ボタン位置と着丈を重視すべし
さらに続く、やりとりで次にキーとなったのがラペル。今回のジャケットはラペル幅がもっとも広く、ゴージの位置も鎖骨にあたるくらいの一番高い位置に設定される。
「これならトレンドから外れないし、長谷川さんの好みにあうでしょう」と齋藤さん。
そしてボタンは1ボタンで位置は低め、裾の位置は通常よりも2cmくらい長めで腰からカッタウェイで左右に美しい広がりを見せるイメージに。

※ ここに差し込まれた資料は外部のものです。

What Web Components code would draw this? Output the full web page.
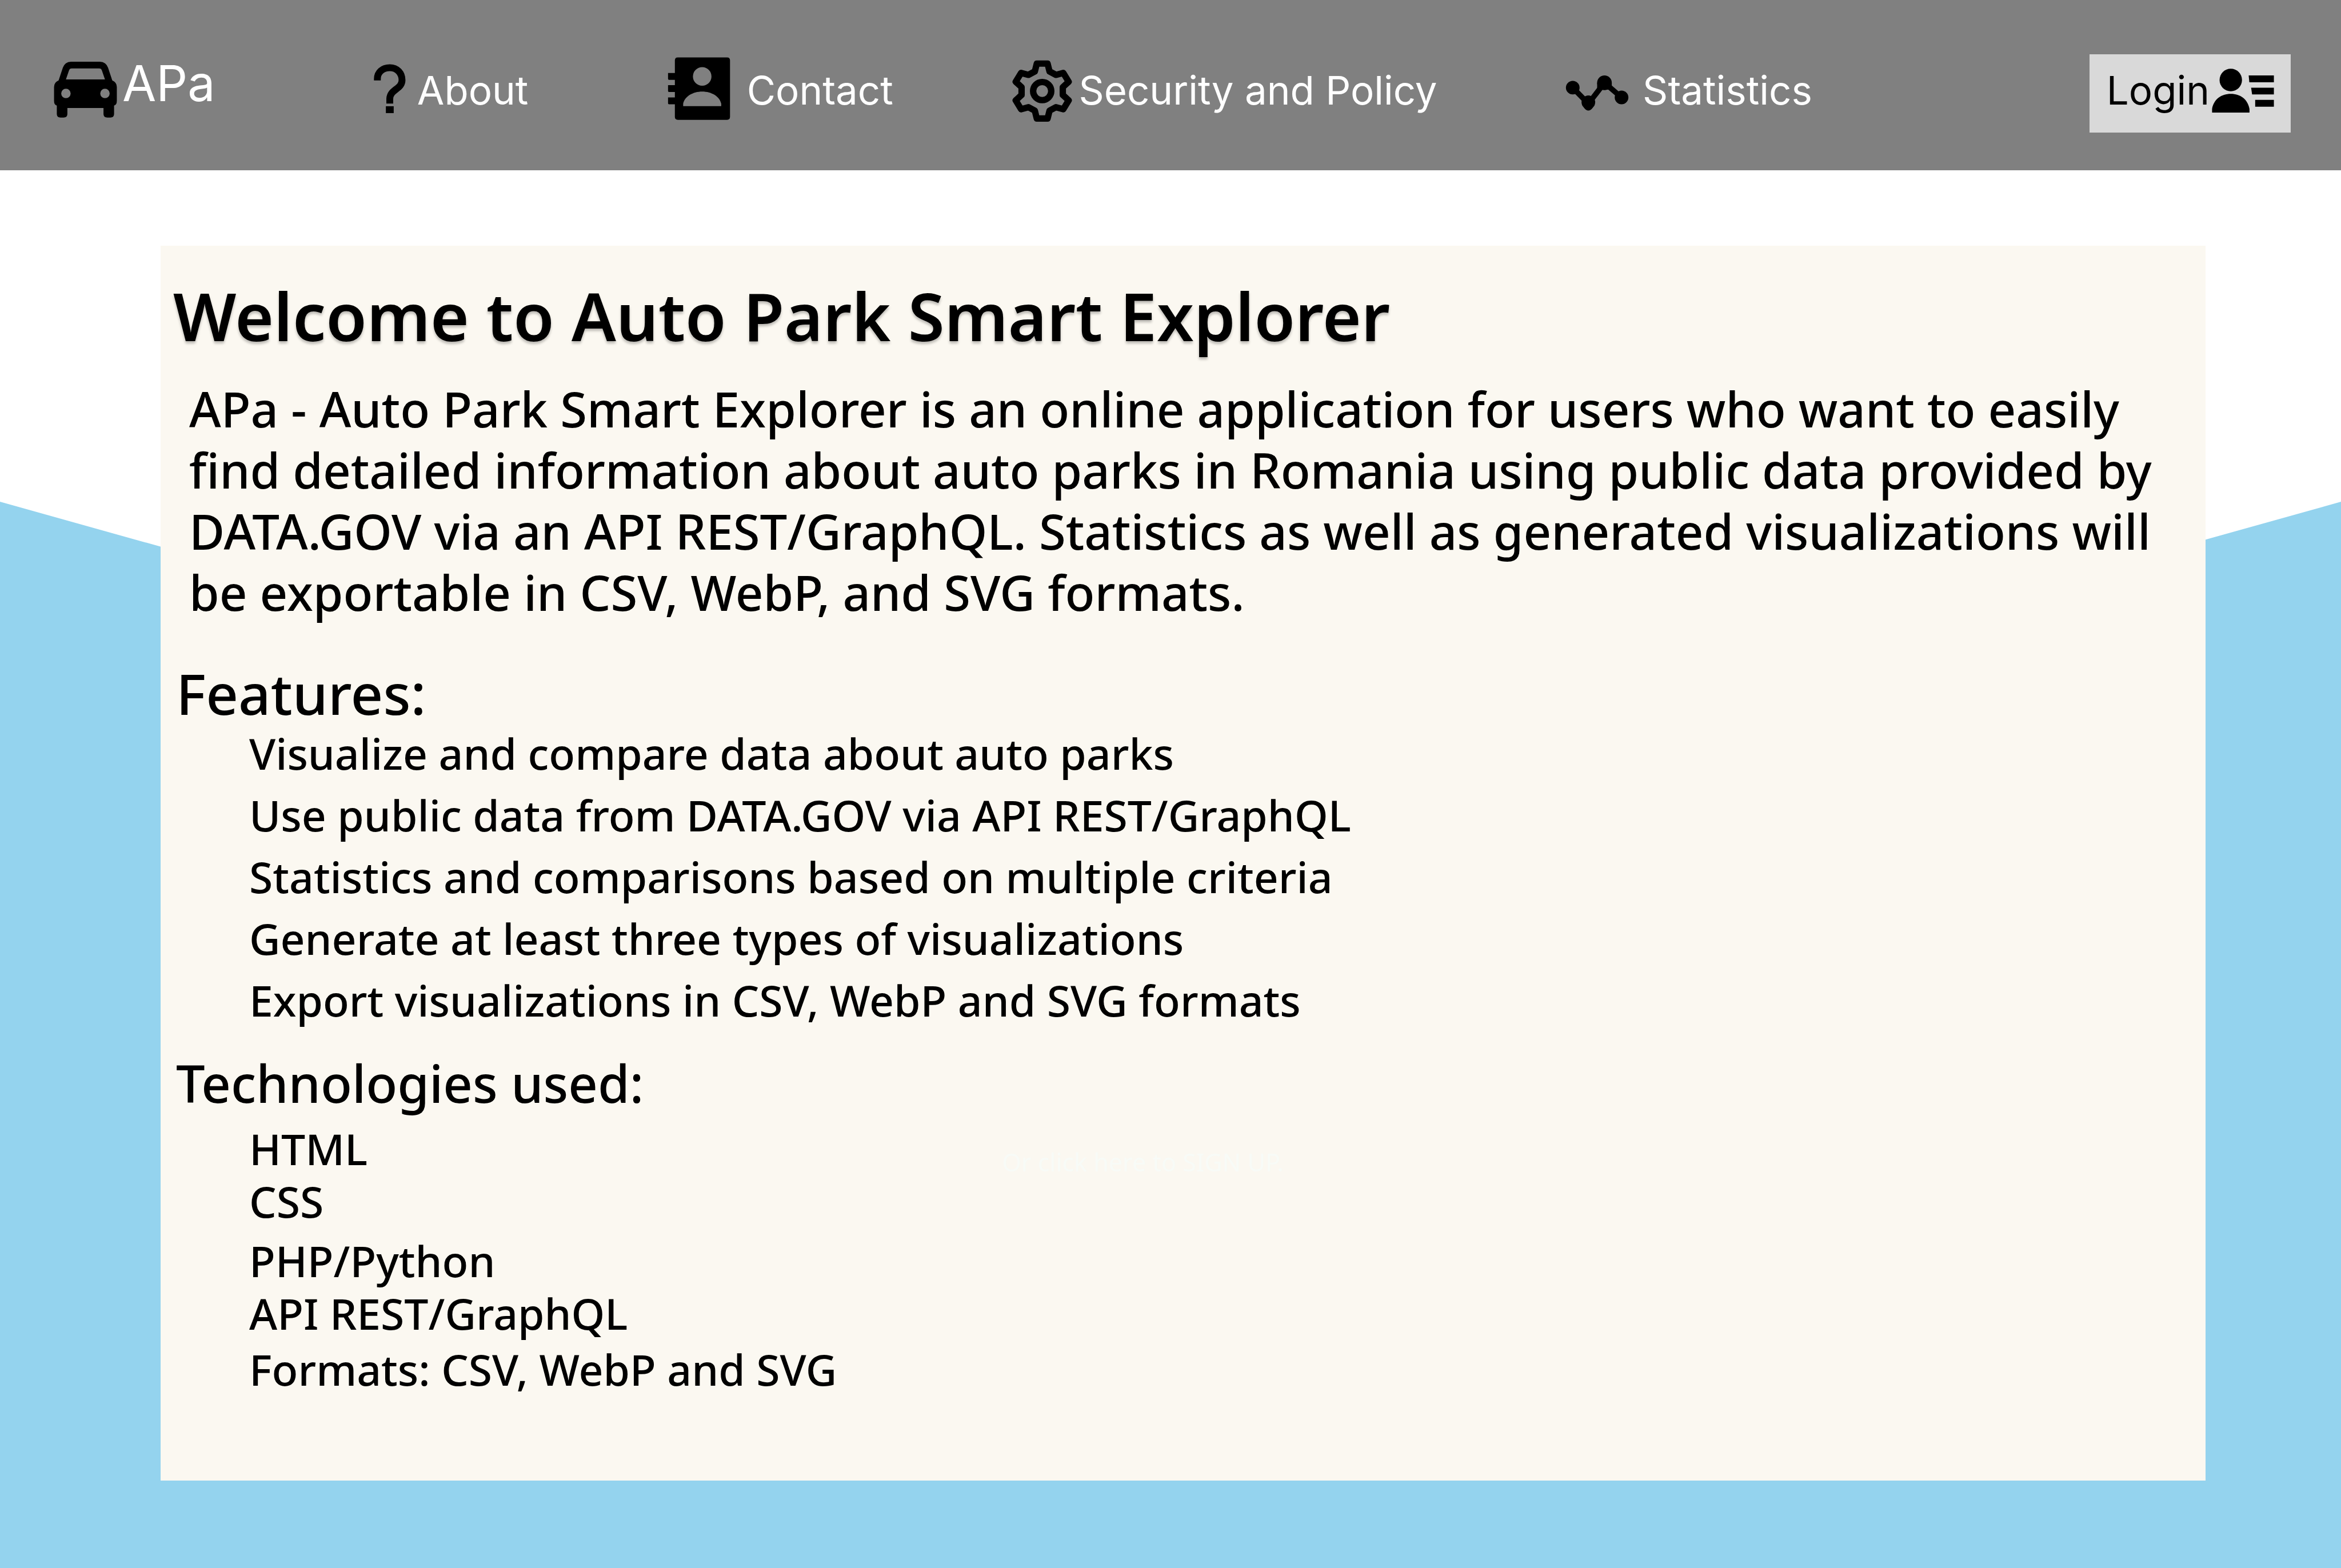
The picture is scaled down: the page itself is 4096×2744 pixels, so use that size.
<!DOCTYPE html>
<html lang="en">
<head>
<meta charset="utf-8">
<title>APa - Auto Park Smart Explorer</title>
<style>
  html, body { margin: 0; height: 100%; }
  body { background: #fff; font-family: "Noto Sans", "Open Sans", sans-serif; font-weight: 500; color: #000; --list-size: 75px; }
</style>
</head>
<body>
<apa-page>
  <apa-header slot="header">
    <apa-link slot="brand" brand icon="car" href="#home" style="--gap:9px">APa</apa-link>
    <apa-link icon="question" href="#about" style="--gap:18px">About</apa-link>
    <apa-link icon="contacts" href="#contact" style="--gap:28px">Contact</apa-link>
    <apa-link icon="gear" href="#security" style="--gap:12px">Security and Policy</apa-link>
    <apa-link icon="chart" href="#statistics" style="--gap:24px">Statistics</apa-link>
    <apa-login slot="action">Login</apa-login>
  </apa-header>
  <apa-panel>
    <span slot="title">Welcome to Auto Park Smart Explorer</span>
    <span slot="intro">APa - Auto Park Smart Explorer is an online application for users who want to easily find detailed information about auto parks in Romania using public data provided by DATA.GOV via an API REST/GraphQL. Statistics as well as generated visualizations will be exportable in CSV, WebP, and SVG formats.</span>
    <apa-features></apa-features>
    <apa-technologies></apa-technologies>
  </apa-panel>
</apa-page>

<script>
const define = (name, html, setup) => {
  const template = document.createElement('template');
  template.innerHTML = html;
  customElements.define(name, class extends HTMLElement {
    connectedCallback() {
      if (this.shadowRoot) return;
      this.attachShadow({ mode: 'open' }).append(template.content.cloneNode(true));
      if (setup) setup(this, this.shadowRoot);
    }
  });
};

const icons = {
  car: ['90 45 390 450', 111, `<path fill-rule="evenodd" d="M196 135H374Q412 137 424 172L450 250Q478 262 478 290V375Q478 400 461 404V456Q461 478 438 478H420Q396 478 396 456V419H174V456Q174 478 150 478H132Q109 478 109 456V404Q92 400 92 375V290Q92 262 120 250L146 172Q158 137 196 135ZM201 176Q188 176 184 188L165 244H405L386 188Q382 176 369 176ZM194 330A29 29 0 1 0 136 330A29 29 0 1 0 194 330ZM434 330A29 29 0 1 0 376 330A29 29 0 1 0 434 330Z"/>`],
  question: ['120 87 210 450', 60, `<path fill="none" stroke="#000" stroke-width="42" d="M149 250V240C149 200 180 172 225 172C270 172 300 205 300 248C300 305 227 302 225 362V392"/><path d="M201 408H249V450H201Z"/>`],
  contacts: ['1360 109 130 150', 111, `<path fill-rule="evenodd" d="M1381 116H1482Q1488 116 1488 122V238Q1488 244 1482 244H1381Q1375 244 1375 238V122Q1375 116 1381 116ZM1450 155A19 19 0 1 0 1412 155A19 19 0 1 0 1450 155ZM1392 216H1470V211C1467 196 1450 186 1431 186S1395 196 1392 211Z"/><path d="M1361 148H1376V162H1363Q1361 162 1361 160ZM1361 173H1376V187H1363Q1361 187 1361 185ZM1361 198H1376V212H1363Q1361 212 1361 210Z"/>`],
  gear: ['-60 -76 120 150', 103, `<g fill="none" stroke="#000" stroke-linejoin="round"><path stroke-width="13" d="M-15-40-11-56H11L15-40 28-33 43-37 54-19 42-8V8L54 19 43 37 28 33 15 40 11 56H-11L-15 40-28 33-43 37-54 19-42 8V-8L-54-19-43-37-28-33Z"/><circle r="18.500" stroke-width="13"/></g>`],
  chart: ['3192 109 130 150', 111, `<path fill="none" stroke="#000" stroke-width="11" d="M3207 178L3239 211 3272 168 3307 198"/><circle cx="3207" cy="178" r="14"/><circle cx="3239" cy="208" r="14"/><path d="M3226 202L3230 219Q3239 231 3248 219L3252 202Z"/><circle cx="3272" cy="168" r="15"/><path d="M3257 168V182H3287V168Z"/><circle cx="3307" cy="198" r="14"/>`],
  user: ['870 87 390 450', 111, `<circle cx="990" cy="247" r="69"/><path d="M875 447V425C885 365 932 332 990 332S1095 365 1105 425V447ZM1100 219H1255V261H1104ZM1115 294H1255V336H1121ZM1140 369H1255V411H1140Z"/>`]
};

define('apa-icon', `
  <style>:host{display:block;flex:none} svg{display:block;height:129px;overflow:visible}</style>
  <svg aria-hidden="true"></svg>`, (host, root) => {
  const [box, width, shapes] = icons[host.getAttribute('name')];
  const svg = root.querySelector('svg');
  svg.setAttribute('viewBox', box);
  svg.setAttribute('width', width);
  svg.innerHTML = shapes;
});

define('apa-link', `
  <style>
    :host{display:block}
    a{display:flex;align-items:center;gap:var(--gap);color:#fff;text-decoration:none;white-space:nowrap;font-size:69px;line-height:84px}
    :host([brand]) a{font-size:86px;padding-bottom:24px}
  </style>
  <a><span><slot></slot></span></a>`, (host, root) => {
  const link = root.querySelector('a');
  link.setAttribute('href', host.getAttribute('href'));
  const icon = document.createElement('apa-icon');
  icon.setAttribute('name', host.getAttribute('icon'));
  link.prepend(icon);
});

define('apa-login', `
  <style>
    :host{display:block;padding-top:10px}
    button{display:flex;align-items:center;gap:3px;height:137px;margin:0;padding:0 28px 10px 30px;border:0;background:#d9d9d9;color:#000;font:inherit;font-size:69px;line-height:84px}
  </style>
  <button type="button"><span><slot></slot></span><apa-icon name="user"></apa-icon></button>`);

define('apa-header', `
  <style>
    :host{display:block;background:#808080;font-family:Inter,"Liberation Sans",sans-serif;font-weight:400}
    header{box-sizing:border-box;display:flex;align-items:center;height:298px;padding:18px 88px 0 94px}
    .brand{flex:558 1 0}
    nav{flex:3005 1 0;display:grid;align-items:center;grid-template-columns:516fr 605fr 967fr 917fr}
  </style>
  <header>
    <div class="brand"><slot name="brand"></slot></div>
    <nav aria-label="Main"><slot></slot></nav>
    <slot name="action"></slot>
  </header>`);

define('apa-panel', `
  <style>
    :host{display:block;box-sizing:border-box;background:#fbf8f1;padding:52px 0 153px 22px}
    h1{margin:0;font-size:116px;line-height:140px;font-weight:600;text-shadow:0 4px 4px rgba(0,0,0,.25)}
    p{margin:40px 40px 72px 28px;font-size:85px;line-height:107px}
  </style>
  <h1><slot name="title"></slot></h1>
  <p><slot name="intro"></slot></p>
  <slot></slot>`);

define('apa-features', `
  <style>
    :host{display:block;padding-left:5px}
    h2{margin:0;font-size:99px;line-height:102px;font-weight:500}
    ul{list-style:none;margin:0;padding:0 0 0 128px;font-size:var(--list-size);line-height:108px}
  </style>
  <h2>Features:</h2>
  <ul>
    <li>Visualize and compare data about auto parks</li>
    <li>Use public data from DATA.GOV via API REST/GraphQL</li>
    <li>Statistics and comparisons based on multiple criteria</li>
    <li>Generate at least three types of visualizations</li>
    <li>Export visualizations in CSV, WebP and SVG formats</li>
  </ul>`);

define('apa-technologies', `
  <style>
    :host{display:block;padding:36px 0 0 5px}
    h2{margin:0 0 18px;font-size:90px;line-height:110px;font-weight:500}
    .row{display:grid;grid-template-columns:1317fr 2105fr;padding-left:128px}
    ul{list-style:none;margin:0;padding:0;display:grid;grid-template-rows:84px 92px 104px 92px 98px;align-items:end;font-size:var(--list-size);line-height:84px;white-space:nowrap}
    a{justify-self:start;align-self:start;padding-top:38px;font-size:43px;line-height:56px;font-weight:400;color:#f8fbf7;text-decoration:none}
  </style>
  <h2>Technologies used:</h2>
  <div class="row">
    <ul>
      <li>HTML</li>
      <li>CSS</li>
      <li>PHP/Python</li>
      <li>API REST/GraphQL</li>
      <li>Formats: CSV, WebP and SVG</li>
    </ul>
    <a href="#signup">Or click here to SIGN UP.</a>
  </div>`);

define('apa-page', `
  <style>
    :host{display:flex;flex-direction:column;min-height:100%}
    main{flex:1;display:grid;grid-template-columns:281fr 3578fr 237fr}
    .wave{grid-area:1/1/2/4;margin-top:580px;background:#94d3ee;clip-path:polygon(0 0,50% 14vw,100% 0,100% 100%,0 100%)}
    .content{grid-area:1/2/2/3;position:relative;padding:132px 0 152px}
  </style>
  <slot name="header"></slot>
  <main>
    <div class="wave"></div>
    <div class="content"><slot></slot></div>
  </main>`);
</script>
</body>
</html>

齋藤「カッタウェイにしなければ、オーダーサンプルの着丈でいいけれど、今回はアレンジしましょう。ボタン位置と着丈はデリケートに扱うべきポイントです」

初心者のオーダーメイドでは、注文をつけすぎて、仕上がったときに全体の調和がとれていないケースが少なくない。その点、長谷川さんは、自分の好みを理解している齋藤さんを信頼し、上記のボタン位置や着丈やシルエットなどは提案を受け入れているのが印象的だった。そして、今回は長谷川さんが齋藤さんに寄せる信頼が、よい結果につながるであろうことも見てとれる。
胸と腰のポケット選びも、英国らしく
まだまだディテールの相談は終わらない。今度は胸ポケットの仕様のチョイスだ。クラシコイタリアブームの頃から、ポケット口をカーブさせて片端を上方に持ち上げた「バルカポケット」がイタリア的な装いでは注目されてきた。一方、伝統的な英国のポケットは丸みのない箱型が主流。
長谷川「どっちが似合いますか?」
齋藤「イタリアンの場合は箱型にすると、ふくよかな印象が崩れます。しかし、今回はツイードを使うので、もともと柔らかい印象ではありません。ここは、いさぎよく箱型でキメるのがいいと思いますよ。あとは腰のポケット。より英国的なのはスラントポケットです」
スラントポケットとは、左右のポケットが正面から見ると八の字型に傾斜させた仕様を指す。